いくつかの可能性があります。教団には法務幹事がいないため、多分総務幹事が判断しているのだと思いますが、90年代前半までは実のところ、教会規則を承認する基準にばらつきがあり、拒否された規則案をある教会で見たことがありますが、拒否の理由に若干首をかしげざるを得ないものでした。一例を挙げれば、旧長老派の伝統を持つ教会が「教会の最高議決機関を教会総会及び長老会とする」と謳ったところ、「なぜそういうことをするのか理解できません。」というのが拒否の理由でした。

確かに表現が雑ですね。

こんな理由付けは正直だめです。最高議決機関が二つある場合、両者が管轄する事項が違っていないと齟齬を来します。ところが、ご存じのように教会総会と役員会(長老会)の守備範囲はほぼ一致しており、そのことによって教会総会における役員会の原案提出権を確保するために教会総会のみを最高議決機関にしているのです。そう説明しなければ、「逸脱」の基準が曖昧になります。

基本的に承認・同意は準則通りでやるという風潮があるのでしょうか。

逆になんでも通していた時期もあります。その結果、逸脱、つまり内部矛盾を来している規則が承認された実例も知っています。一般的にいえば、準則通りでなくても、内容がきちんと盛り込まれていればかなり自由に承認を得られます。
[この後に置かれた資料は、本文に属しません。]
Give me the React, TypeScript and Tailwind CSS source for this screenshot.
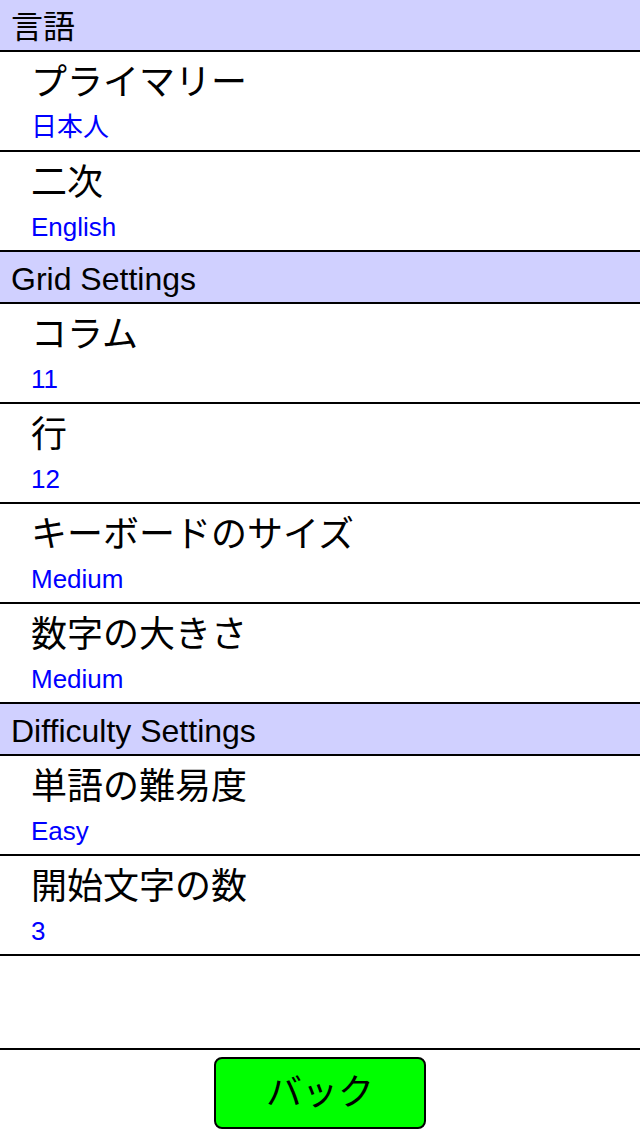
import React from "react";

type Row = { title: string; value: string };
type Section = { header: string; rows: Row[] };

const sections: Section[] = [
  {
    header: "言語",
    rows: [
      { title: "プライマリー", value: "日本人" },
      { title: "二次", value: "English" },
    ],
  },
  {
    header: "Grid Settings",
    rows: [
      { title: "コラム", value: "11" },
      { title: "行", value: "12" },
      { title: "キーボードのサイズ", value: "Medium" },
      { title: "数字の大きさ", value: "Medium" },
    ],
  },
  {
    header: "Difficulty Settings",
    rows: [
      { title: "単語の難易度", value: "Easy" },
      { title: "開始文字の数", value: "3" },
    ],
  },
];

export default function App() {
  return (
    <div
      className="w-[640px] h-[1136px] bg-white flex flex-col overflow-hidden"
      style={{ fontFamily: '"Liberation Sans", "Noto Sans CJK JP", sans-serif' }}
    >
      <div className="flex flex-col">
        {sections.map((s) => (
          <div key={s.header} className="flex flex-col">
            <div className="h-[52px] bg-[#d0d0ff] border-b-2 border-black pl-[11px] pt-[4px]">
              <span className="block text-[32px] leading-[46px] text-black whitespace-nowrap">{s.header}</span>
            </div>
            {s.rows.map((r) => (
              <div key={r.title} className="h-[100px] border-b-2 border-black pl-[31px] pt-[11px] flex flex-col">
                <span className="text-[36px] leading-[40px] text-black whitespace-nowrap">{r.title}</span>
                <span className="text-[26px] leading-[30px] text-[#0000ff] mt-[9px] whitespace-nowrap">{r.value}</span>
              </div>
            ))}
          </div>
        ))}
      </div>
      <div className="h-[94px] border-b-2 border-black" />
      <div className="flex justify-center pt-[7px]">
        <button className="w-[212px] h-[72px] bg-[#00ff00] border-2 border-black rounded-[8px] flex items-center justify-center text-[36px] leading-none text-black">
          バック
        </button>
      </div>
    </div>
  );
}
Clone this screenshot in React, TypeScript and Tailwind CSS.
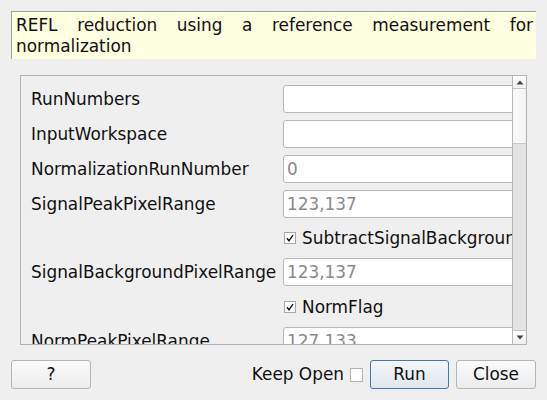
import React from "react";

const font = { fontFamily: '"DejaVu Sans", "Liberation Sans", sans-serif' };

function Check({ checked }: { checked: boolean }) {
  return (
    <div className="w-[12px] h-[12px] border border-[#a8a8a8] bg-white flex items-center justify-center shrink-0">
      {checked && (
        <svg width="10" height="10" viewBox="0 0 10 10">
          <path d="M2 5.2 L4 7.8 L8 2.2" fill="none" stroke="#111" strokeWidth="1.4" />
        </svg>
      )}
    </div>
  );
}

function InputRow({ label, placeholder }: { label: string; placeholder?: string }) {
  return (
    <div className="flex items-center h-[28px] shrink-0">
      <div className="w-[252px] shrink-0 text-[#111] whitespace-nowrap">{label}</div>
      <div className="w-[280px] shrink-0 h-[28px] bg-white border border-[#b8b8b8] rounded-[3px] flex items-center pl-[3px] text-[#8a8a8a]">
        {placeholder ?? ""}
      </div>
    </div>
  );
}

function CheckRow({ label, h }: { label: string; h: string }) {
  return (
    <div className={`flex items-center shrink-0 ${h}`}>
      <div className="w-[253px] shrink-0" />
      <Check checked />
      <div className="ml-[6px] whitespace-nowrap text-[#111]">{label}</div>
    </div>
  );
}

export default function App() {
  return (
    <div
      className="w-[547px] h-[400px] bg-[#efefef] flex flex-col pt-[11px] px-[11px] text-[16.9px] overflow-hidden"
      style={font}
    >
      <div className="h-[48px] bg-[#ffffe1] border-l border-t border-[#a0a0a0] pl-[4px] pr-[3px] pt-[3px] leading-[21px] text-justify text-[#111]">
        REFL reduction using a reference measurement for normalization
      </div>

      <div className="mt-[16px] mx-[9px] h-[270px] border border-[#b2b2b2] flex">
        <div className="flex-1 overflow-hidden">
          <div className="flex flex-col gap-[7px] pt-[9px] pl-[10px] leading-[20px]">
            <InputRow label="RunNumbers" />
            <InputRow label="InputWorkspace" />
            <InputRow label="NormalizationRunNumber" placeholder="0" />
            <InputRow label="SignalPeakPixelRange" placeholder="123,137" />
            <CheckRow label="SubtractSignalBackground" h="h-[26px]" />
            <InputRow label="SignalBackgroundPixelRange" placeholder="123,137" />
            <CheckRow label="NormFlag" h="h-[27px]" />
            <InputRow label="NormPeakPixelRange" placeholder="127,133" />
          </div>
        </div>
        <div className="w-[14px] border-l border-[#b8b8b8] flex flex-col">
          <div className="h-[13px] bg-gradient-to-b from-[#fdfdfd] to-[#f0f0f0] border-b border-[#c4c4c4] flex items-center justify-center">
            <svg width="8" height="5" viewBox="0 0 8 5">
              <path d="M0.5 4.5 L4 0.5 L7.5 4.5 Z" fill="#444" />
            </svg>
          </div>
          <div className="h-[55px] bg-gradient-to-r from-[#fbfbfb] to-[#f3f3f3] border-b border-[#c8c8c8]" />
          <div className="flex-1 bg-[#e3e3e3]" />
          <div className="h-[14px] bg-gradient-to-b from-[#fdfdfd] to-[#f0f0f0] border-t border-[#c4c4c4] flex items-center justify-center">
            <svg width="8" height="5" viewBox="0 0 8 5">
              <path d="M0.5 0.5 L4 4.5 L7.5 0.5 Z" fill="#444" />
            </svg>
          </div>
        </div>
      </div>

      <div className="mt-[15px] flex items-center h-[29px]">
        <button className="w-[80px] h-[29px] border border-[#b4b4b4] rounded-[3px] bg-gradient-to-b from-[#fbfbfb] to-[#ececec] text-[#111] leading-none">
          ?
        </button>
        <div className="flex-1" />
        <span className="text-[#111] whitespace-nowrap">Keep Open</span>
        <div className="ml-[6px] w-[13px] h-[14px] border border-[#b4b4b4] bg-white" />
        <button className="ml-[7px] w-[79px] h-[29px] border border-[#3e7ab8] rounded-[3px] bg-gradient-to-b from-[#f4f7fa] to-[#dfe6ed] text-[#111] leading-none">
          Run
        </button>
        <button className="ml-[7px] w-[80px] h-[29px] border border-[#b4b4b4] rounded-[3px] bg-gradient-to-b from-[#fbfbfb] to-[#ececec] text-[#111] leading-none">
          Close
        </button>
      </div>
    </div>
  );
}
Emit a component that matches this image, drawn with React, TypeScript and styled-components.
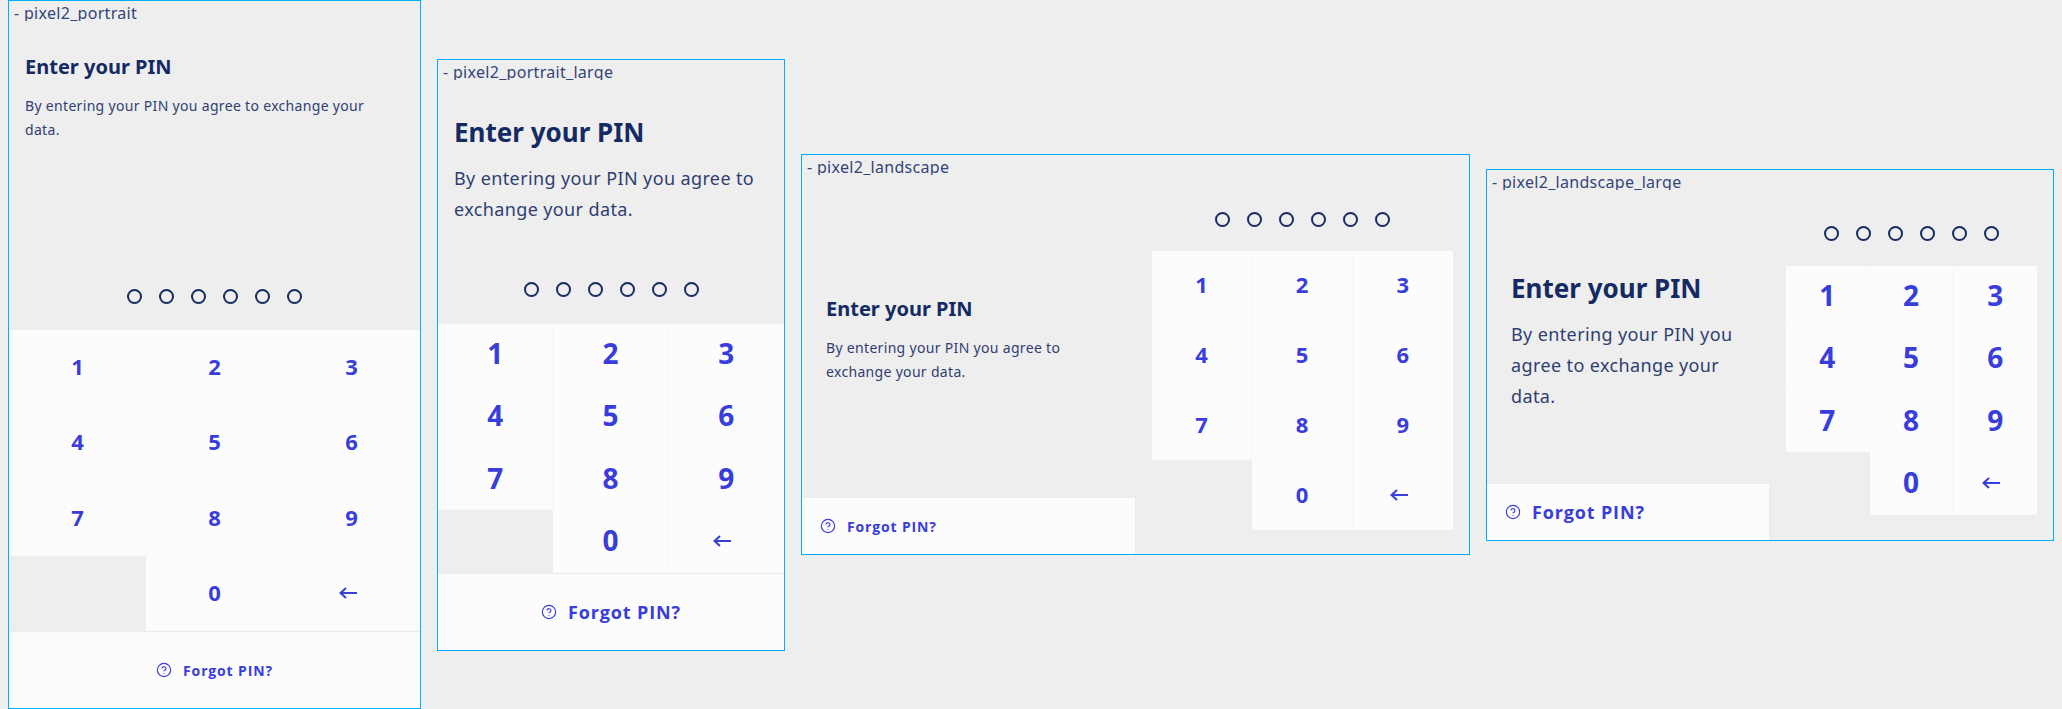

例えば、準則第三条は「本教会の信仰告白は日本キリスト教団信仰告白とする」となっていますが、ここを鈴木議長による戦争責任に関する声明(俗にいう戦責告白)とするとやったらどうなるのでしょう。教団に確認してみるといいかもしれませんね。議論にもなりうる事柄です。

法が絶対ではなく進化しているのと同様に、運用もまた絶対ではなく進化している、ということですね。

教団のシステムとしては、実務上は総務幹事が、実務を超えた判断については信仰職制委員会の判断を仰ぎつつ行うことになっているのではないかと思います。総務幹事はこの手の質問に答える義務があります。というのも、一旦教会総会を開いたのにそれが教団で同意が取れないという風になるとエネルギーの無駄になるからです。M教会も、教会総会に通す前に一度教団に問い合わせればよかったのではないかと思います。逆に言えば、問い合わせて合法性を確認した上で、後で同意が拒否されたのなら大問題です。あえて事前に問い合わせずにやったのならその意図はつかみかねます。ケンカをふっかけたいのではないでしょうし。

そういう意味では、法の運用には生半可ではない明確な知識と同様に、相互の信頼関係が必要だということですね。

私の見たところ、かのブログの作成者は教憲・教規の理解に対して精力的で、また信仰的にも考えようとしていると思います。
先にも書いた86条第10項問題のように、そのままでは使えない提言も、違う形で実はもっと生きることがあります。それをブログにとどめておいて、「みんなこのブログを見に来て、ここで議論してくれ」、というだけでは進展にはそれほどつながりません。
このHPでは今後も必要に応じて、力量の範囲でブログの内容を吸収しつつページを充実していきたいと思います。ただ、それが教団の偉い先生方の目にとまっているとは思いません。インターネットリテラシーもそうあるとは思えませんし。私としては独り言の延長で気楽にやっているので、それでよければ今後もおつきあいください。もしブログの主張を本当に実現したいのなら、きっと教団でも相談には乗ってくれると思います。そしてその方が生産的かもしれません。